Notice that we get much poorer results when we use significantly less data

Let's see how we can improve this further with data augmentation, which is particularly useful when we have a small dataset

How this works is that we augment the images randomly before extracting features

We will compare the results with and without image augmentation

In [None]:
utils.preprocess(test_percentage=0.90, augment=True) # Also use 10% of data as training data, but augment to x10 the size

In [None]:
train_features, train_labels = utils.extract_features(feature_extractor, 'aug_train', utils.num_samples('aug_train'))
test_features, test_labels = utils.extract_features(feature_extractor, 'test', utils.num_samples('test'))
train_features, test_features = utils.reshape_features(train_features), utils.reshape_features(test_features)

Lets look at some augmented images

In [None]:
utils.show_augment_image() # go to aug_train folder to see images

Let's see the results.
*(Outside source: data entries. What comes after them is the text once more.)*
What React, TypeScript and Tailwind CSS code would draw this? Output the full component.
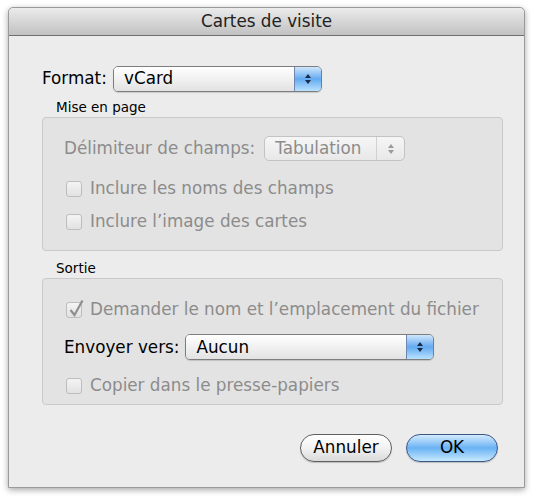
import React from 'react';

const font = { fontFamily: '"DejaVu Sans", "Lucida Grande", sans-serif' };

function Arrows({ color = '#1b2a44' }: { color?: string }) {
  return (
    <svg width="8" height="12" viewBox="0 0 8 12">
      <path d="M4 1 L7 5 L1 5 Z" fill={color} />
      <path d="M4 11 L7 7 L1 7 Z" fill={color} />
    </svg>
  );
}

function AquaPopup({ label, width }: { label: string; width: string }) {
  return (
    <div
      className={`${width} h-[26px] flex rounded-[5px] border border-[#7d7d7d] overflow-hidden shadow-[0_1px_1px_rgba(0,0,0,0.15)]`}
    >
      <div className="flex-1 flex items-center pl-[10px] bg-gradient-to-b from-[#ffffff] via-[#f1f1f1] to-[#e2e2e2] text-black">
        {label}
      </div>
      <div className="w-[27px] flex items-center justify-center border-l border-[#6f86b0] bg-gradient-to-b from-[#cfe6fb] via-[#62aaf0] to-[#b9e2ff]">
        <Arrows />
      </div>
    </div>
  );
}

function Checkbox({ checked, label }: { checked?: boolean; label: string }) {
  return (
    <div className="flex items-center gap-[8px] text-[#8c8c8c]">
      <div className="relative w-[16px] h-[16px] rounded-[3px] border border-[#bdbdbd] bg-gradient-to-b from-[#f4f4f4] to-[#e2e2e2]">
        {checked && (
          <svg className="absolute -top-[4px] left-[1px]" width="17" height="19" viewBox="0 0 17 19">
            <path d="M2.5 11 L6.5 16 L14.5 1.5" fill="none" stroke="#8f8f8f" strokeWidth="2.2" />
          </svg>
        )}
      </div>
      <span>{label}</span>
    </div>
  );
}

export default function App() {
  return (
    <div className="w-[534px] h-[498px] bg-white pt-[7px] pl-[8px] text-[16.8px]" style={font}>
      <div className="w-[517px] h-[481px] flex flex-col bg-[#ececec] border border-[#9a9a9a] rounded-t-[5px] shadow-[0_2px_6px_rgba(0,0,0,0.35)]">
        {/* Title bar */}
        <div className="h-[28px] shrink-0 flex items-center justify-center rounded-t-[5px] border-b border-[#6f6f6f] bg-gradient-to-b from-[#ebebeb] to-[#c2c2c2] text-[#222]">
          Cartes de visite
        </div>

        <div className="flex-1 flex flex-col pl-[33px]">
          {/* Format */}
          <div className="mt-[30px] flex items-center gap-[7px] text-black">
            <span className="w-[64px]">Format:</span>
            <AquaPopup label="vCard" width="w-[209px]" />
          </div>

          {/* Mise en page */}
          <div className="mt-[5px] pl-[14px] text-[13.5px] text-black leading-[20px]">Mise en page</div>
          <div className="w-[461px] h-[134px] rounded-[4px] border border-[#c9c9c9] bg-[#e3e3e3] pl-[21px] pt-[18px] flex flex-col">
            <div className="flex items-center gap-[9px] text-[#8c8c8c]">
              <span>Délimiteur de champs:</span>
              <div className="w-[141px] h-[25px] flex items-center rounded-[5px] border border-[#c3c3c3] bg-gradient-to-b from-[#f6f6f6] to-[#e8e8e8]">
                <span className="flex-1 pl-[10px]">Tabulation</span>
                <div className="w-[28px] h-full flex items-center justify-center border-l border-[#d0d0d0]">
                  <Arrows color="#9a9a9a" />
                </div>
              </div>
            </div>
            <div className="mt-[15px] pl-[2px] flex flex-col gap-[8px]">
              <Checkbox label="Inclure les noms des champs" />
              <Checkbox label="Inclure l’image des cartes" />
            </div>
          </div>

          {/* Sortie */}
          <div className="mt-[7px] pl-[14px] text-[13.5px] text-black leading-[20px]">Sortie</div>
          <div className="w-[461px] h-[127px] rounded-[4px] border border-[#c9c9c9] bg-[#e3e3e3] pl-[21px] pt-[18px] flex flex-col">
            <div className="pl-[2px]">
              <Checkbox checked label="Demander le nom et l’emplacement du fichier" />
            </div>
            <div className="mt-[12px] flex items-center gap-[6px] text-black">
              <span>Envoyer vers:</span>
              <AquaPopup label="Aucun" width="w-[249px]" />
            </div>
            <div className="mt-[13px] pl-[2px]">
              <Checkbox label="Copier dans le presse-papiers" />
            </div>
          </div>

          {/* Buttons */}
          <div className="mt-[29px] w-[456px] flex justify-end gap-[14px]">
            <div className="w-[92px] h-[28px] flex items-center justify-center rounded-full border-[1.5px] border-[#5f5f5f] bg-gradient-to-b from-[#ffffff] via-[#f2f2f2] to-[#dadada] text-black shadow-[0_1px_1px_rgba(0,0,0,0.2)]">
              Annuler
            </div>
            <div className="w-[92px] h-[28px] flex items-center justify-center rounded-full border-[1.5px] border-[#3c5684] bg-gradient-to-b from-[#d3ebfd] via-[#69b2f3] to-[#c6e9ff] text-black shadow-[0_1px_1px_rgba(0,0,0,0.2)]">
              OK
            </div>
          </div>
        </div>
      </div>
    </div>
  );
}
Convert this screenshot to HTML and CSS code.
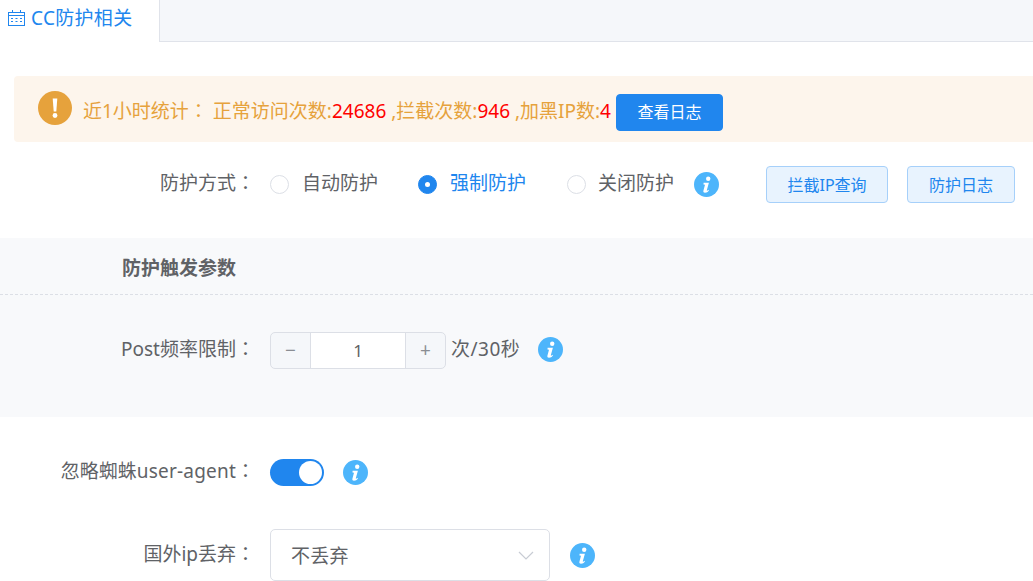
FILE: index.html
```html
<!DOCTYPE html>
<html lang="zh-CN">
<head>
<meta charset="utf-8">
<title>CC防护相关</title>
<link rel="stylesheet" href="styles.css">
</head>
<body>
<svg class="defs" width="0" height="0" aria-hidden="true">
  <symbol id="info" viewBox="0 0 25 25">
    <circle cx="12.5" cy="12.5" r="12.5" fill="#4db5fb"/>
    <circle cx="14.200" cy="6.800" r="2.200" fill="#fff"/>
    <path d="M9.600 10.800h5.300l-2.100 7.500c-.1.500.3.600.7.300l1-.8.400.6c-1 1.300-2.300 2.300-3.900 2.300-1.300 0-1.900-.8-1.600-2l1.600-6-1.500-.3z" fill="#fff"/>
  </symbol>
</svg>
<div class="tabs">
  <div class="tab">
    <svg class="cal" width="17" height="16" viewBox="0 0 17 16" fill="none" stroke="#2086ee" stroke-width="1">
      <rect x="0.500" y="2.500" width="16" height="13"/>
      <path d="M0.500 5.500h16M4.500 0v2.500M12.500 0v2.500"/>
      <path d="M3 8.500h2M7.500 8.500h2M12 8.500h2M3 11.500h2M7.500 11.500h2M12 11.500h2" stroke-width="1.200"/>
    </svg>
    <span class="tab-text">CC防护相关</span>
  </div>
  <div class="tab-rest"></div>
</div>

<div class="alert">
  <svg class="alert-icon" width="34" height="34" viewBox="0 0 34 34">
    <circle cx="17" cy="17" r="17" fill="#e6a23c"/>
    <path d="M14.700 7.500h4.600l-1 13h-2.600z" fill="#fff"/>
    <circle cx="17" cy="24.500" r="2.400" fill="#fff"/>
  </svg>
  <span class="alert-text">近1小时统计<span class="colon" lang="zh-TW">：</span> 正常访问次数:<b>24686</b> ,拦截次数:<b>946</b> ,加黑IP数:<b>4</b></span>
  <button class="btn btn-primary">查看日志</button>
</div>

<div class="row row-mode">
  <label class="label">防护方式<span class="colon" lang="zh-TW">：</span></label>
  <span class="radio"><i class="dot"></i><span class="txt">自动防护</span></span>
  <span class="radio on"><i class="dot"></i><span class="txt">强制防护</span></span>
  <span class="radio last"><i class="dot"></i><span class="txt">关闭防护</span></span>
  <svg class="info info-mode"><use href="#info"/></svg>
  <button class="btn btn-plain first">拦截IP查询</button>
  <button class="btn btn-plain second">防护日志</button>
</div>

<section class="panel">
  <h3 class="panel-title">防护触发参数</h3>
  <div class="row row-post">
    <label class="label">Post频率限制<span class="colon" lang="zh-TW">：</span></label>
    <div class="stepper">
      <span class="step minus">−</span>
      <span class="value">1</span>
      <span class="step plus">+</span>
    </div>
    <span class="unit">次/30秒</span>
    <svg class="info info-post"><use href="#info"/></svg>
  </div>
</section>

<div class="row row-switch">
  <label class="label">忽略蜘蛛<span class="latin">user-agent</span><span class="colon" lang="zh-TW">：</span></label>
  <span class="switch"><i></i></span>
  <svg class="info info-switch"><use href="#info"/></svg>
</div>

<div class="row row-select">
  <label class="label">国外ip丢弃<span class="colon" lang="zh-TW">：</span></label>
  <div class="select">
    <span class="select-text">不丢弃</span>
    <svg width="16" height="9" viewBox="0 0 16 9" fill="none" stroke="#c8ccd4" stroke-width="1.200"><path d="M1 1l7 7 7-7"/></svg>
  </div>
  <svg class="info info-select"><use href="#info"/></svg>
</div>
</body>
</html>
```

FILE: styles.css
```css
* { box-sizing: border-box; }
html, body { height: 581px; overflow: hidden; }
body {
  margin: 0;
  background: #fff;
  color: #606266;
  font-family: "Noto Sans", "Noto Sans CJK SC", sans-serif;
  font-size: 19px;
}
.defs { display: block; height: 0; }
.colon { font-family: "Noto Sans CJK TC", sans-serif; }
.latin { letter-spacing: 0.2px; }
.tabs { display: flex; height: 42px; }
.tab {
  width: 160px;
  display: flex;
  align-items: center;
  padding: 0 0 8px 8px;
  gap: 6px;
  color: #2086ee;
  border-right: 1px solid #e0e3ea;
}
.tab-text { letter-spacing: 0.3px; }
.cal { margin-top: 1px; }
.tab-rest { flex: 1; background: #f5f7fa; border-bottom: 1px solid #e0e3ea; }

.alert {
  margin: 34px 0 0 14px;
  height: 66px;
  background: #fdf5ec;
  border-radius: 4px 0 0 4px;
  display: flex;
  align-items: center;
  padding-left: 24px;
  color: #e6a23c;
}
.alert-icon { flex: none; margin-top: -2px; margin-right: 11px; }
.alert-text { margin-top: 2px; white-space: pre; }
.alert-text b { color: #f00; font-weight: 400; }
.btn {
  font: inherit;
  font-size: 16px;
  border-radius: 4px;
  cursor: pointer;
  padding: 0 0 2px;
}
.btn-primary {
  width: 107px;
  height: 37px;
  margin: 6px 0 0 5px;
  background: #2086ee;
  border: 1px solid #2086ee;
  color: #fff;
}
.btn-plain {
  height: 37px;
  background: #e8f3fe;
  border: 1px solid #a6d0fa;
  color: #2086ee;
}

.row { display: flex; align-items: center; }
.label { width: 255px; text-align: right; flex: none; white-space: nowrap; padding-bottom: 5px; }
.info { width: 25px; height: 25px; flex: none; }

.row-mode { height: 37px; margin-top: 24px; }
.row-mode .label { margin-right: 15px; }
.radio { display: flex; align-items: center; margin-right: 40px; }
.radio.on { margin-right: 41px; }
.txt { padding-bottom: 5px; }
.dot {
  width: 19px;
  height: 19px;
  border-radius: 50%;
  border: 1px solid #dcdfe6;
  background: #fff;
  margin-right: 13px;
}
.radio.last { margin-right: 41px; }
.radio.last .dot { margin-right: 12px; }
.radio.on { color: #2086ee; }
.radio.on .dot { background: #2086ee; border-color: #2086ee; position: relative; }
.radio.on .dot::after {
  content: "";
  position: absolute;
  left: 6px;
  top: 6px;
  width: 5px;
  height: 5px;
  border-radius: 50%;
  background: #fff;
}
.info-mode { margin-left: -21px; }
.first { width: 122px; margin-left: 47px; }
.second { width: 108px; margin-left: 19px; }

.panel { margin-top: 35px; height: 179px; background: #f8f9fb; }
.panel-title {
  margin: 0;
  height: 57px;
  padding: 17px 0 0 122px;
  font-size: 19px;
  line-height: 27px;
  font-weight: 700;
  color: #606266;
  border-bottom: 1px dashed #dcdfe6;
}
.row-post { margin-top: 37px; height: 37px; }
.stepper {
  width: 176px;
  height: 37px;
  display: flex;
  margin-left: 15px;
  border: 1px solid #dcdfe6;
  border-radius: 5px;
  background: #f5f7fa;
  overflow: hidden;
}
.step { width: 39px; text-align: center; line-height: 34px; color: #8a8d93; flex: none; }
.value {
  flex: 1;
  background: #fff;
  border-left: 1px solid #dcdfe6;
  border-right: 1px solid #dcdfe6;
  text-align: center;
  line-height: 35px;
  font-size: 17px;
}
.unit { margin-left: 5px; padding-bottom: 5px; letter-spacing: 0.5px; }
.info-post { margin: 0 0 2px 18px; }

.row-switch { margin-top: 42px; height: 26px; }
.row-switch .label, .row-select .label { padding-bottom: 4px; }
.switch {
  margin-left: 15px;
  width: 54px;
  height: 27px;
  border-radius: 14px;
  background: #2086ee;
  position: relative;
}
.switch i {
  position: absolute;
  right: 2px;
  top: 2px;
  width: 23px;
  height: 23px;
  border-radius: 50%;
  background: #fff;
}
.info-switch { margin-left: 19px; }

.row-select { margin-top: 44px; height: 52px; }
.select {
  margin-left: 15px;
  width: 280px;
  height: 52px;
  border: 1px solid #dcdfe6;
  border-radius: 5px;
  background: #fff;
  display: flex;
  align-items: center;
  justify-content: space-between;
  padding: 0 15px 0 20px;
}
.select-text { padding-bottom: 1px; letter-spacing: 0.3px; }
.info-select { margin-left: 20px; }
```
We create, compile and train the MLP

In [None]:
mlp3 = utils.create_MLP()
utils.compile(mlp3)
#utils.train_MLP(mlp3, train_features, train_labels, test_features, test_labels, 5000, 'mlp3.h5') # 92 epochs
mlp3 = keras.models.load_model("mlp3.h5")

In [None]:
utils.evaluate_MLP(mlp3, test_features, test_labels)

Notice that we get much better accuracy because we 'expanded' our dataset through image augmentation.

## Lets have some fun predicting images with our classifer

We use mlp which is our classifier trained on 50% of the data

In [None]:
# Places images in predict\images folder
# Output will also be found in output folder
# Note that when this is run, it overwrites all data in output folder
utils.predict_and_show(mlp)